====== Supplied data ======

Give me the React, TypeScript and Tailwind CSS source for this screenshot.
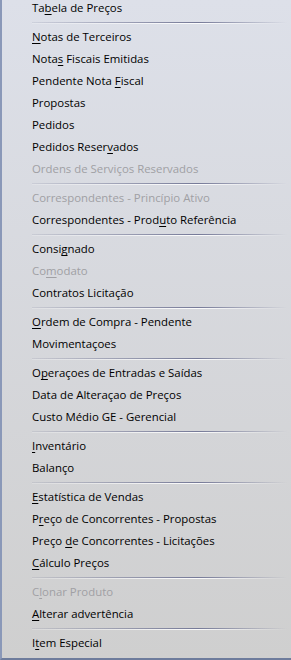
type Item = {
  label: string;
  mn?: number;
  disabled?: boolean;
};

type Entry = Item | "sep";

const ENTRIES: Entry[] = [
  { label: "Tabela de Preços", mn: 2 },
  "sep",
  { label: "Notas de Terceiros", mn: 0 },
  { label: "Notas Fiscais Emitidas", mn: 4 },
  { label: "Pendente Nota Fiscal", mn: 14 },
  { label: "Propostas" },
  { label: "Pedidos" },
  { label: "Pedidos Reservados", mn: 13 },
  { label: "Ordens de Serviços Reservados", disabled: true },
  "sep",
  { label: "Correspondentes - Princípio Ativo", disabled: true },
  { label: "Correspondentes - Produto Referência", mn: 22 },
  "sep",
  { label: "Consignado", mn: 5 },
  { label: "Comodato", mn: 2, disabled: true },
  { label: "Contratos Licitação" },
  "sep",
  { label: "Ordem de Compra - Pendente", mn: 0 },
  { label: "Movimentaçoes" },
  "sep",
  { label: "Operaçoes de Entradas e Saídas", mn: 1 },
  { label: "Data de Alteraçao de Preços" },
  { label: "Custo Médio GE - Gerencial" },
  "sep",
  { label: "Inventário", mn: 0 },
  { label: "Balanço" },
  "sep",
  { label: "Estatística de Vendas", mn: 0 },
  { label: "Preço de Concorrentes - Propostas", mn: 1 },
  { label: "Preço de Concorrentes - Licitações", mn: 6 },
  { label: "Cálculo Preços", mn: 0 },
  "sep",
  { label: "Clonar Produto", mn: 1, disabled: true },
  { label: "Alterar advertência", mn: 0 },
  "sep",
  { label: "Item Especial", mn: 1 },
];

function Label({ item }: { item: Item }) {
  if (item.mn === undefined) {
    return <span>{item.label}</span>;
  }
  const i = item.mn;
  return (
    <span>
      {item.label.slice(0, i)}
      <span className="underline underline-offset-[2px] decoration-1">{item.label[i]}</span>
      {item.label.slice(i + 1)}
    </span>
  );
}

function Separator() {
  return (
    <div className="flex h-[7px] flex-col justify-center pl-[30px] pr-[4px]">
      <div className="h-px bg-[linear-gradient(to_right,rgba(120,124,150,0.15),#767a98_65%,rgba(120,124,150,0))]" />
      <div className="h-px bg-[linear-gradient(to_right,rgba(255,255,255,0.2),rgba(255,255,255,0.9)_65%,rgba(255,255,255,0))]" />
    </div>
  );
}

export default function App() {
  return (
    <div className="h-[660px] w-[291px] overflow-hidden border-b-2 border-l-2 border-b-[#6e7c9c] border-l-[#8a98b8] bg-[linear-gradient(to_bottom,#dde0e9,#cfcfcf)] font-['Open_Sans',sans-serif] text-[11.4px] text-black">
      <div className="-mt-[3px] flex flex-col">
        {ENTRIES.map((entry, idx) =>
          entry === "sep" ? (
            <Separator key={idx} />
          ) : (
            <div
              key={idx}
              className={`flex h-[22px] items-center whitespace-nowrap pl-[30px] ${
                entry.disabled ? "text-[#a0a0a4]" : "text-black"
              }`}
            >
              <Label item={entry} />
            </div>
          )
        )}
      </div>
    </div>
  );
}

======

▶ Task prompt: Restate the data word for word from its first line through the line with "type Entry = Item", leaving out any picture along the way.

▶ Response to the task:
Give me the React, TypeScript and Tailwind CSS source for this screenshot.
type Item = {
  label: string;
  mn?: number;
  disabled?: boolean;
};

type Entry = Item | "sep";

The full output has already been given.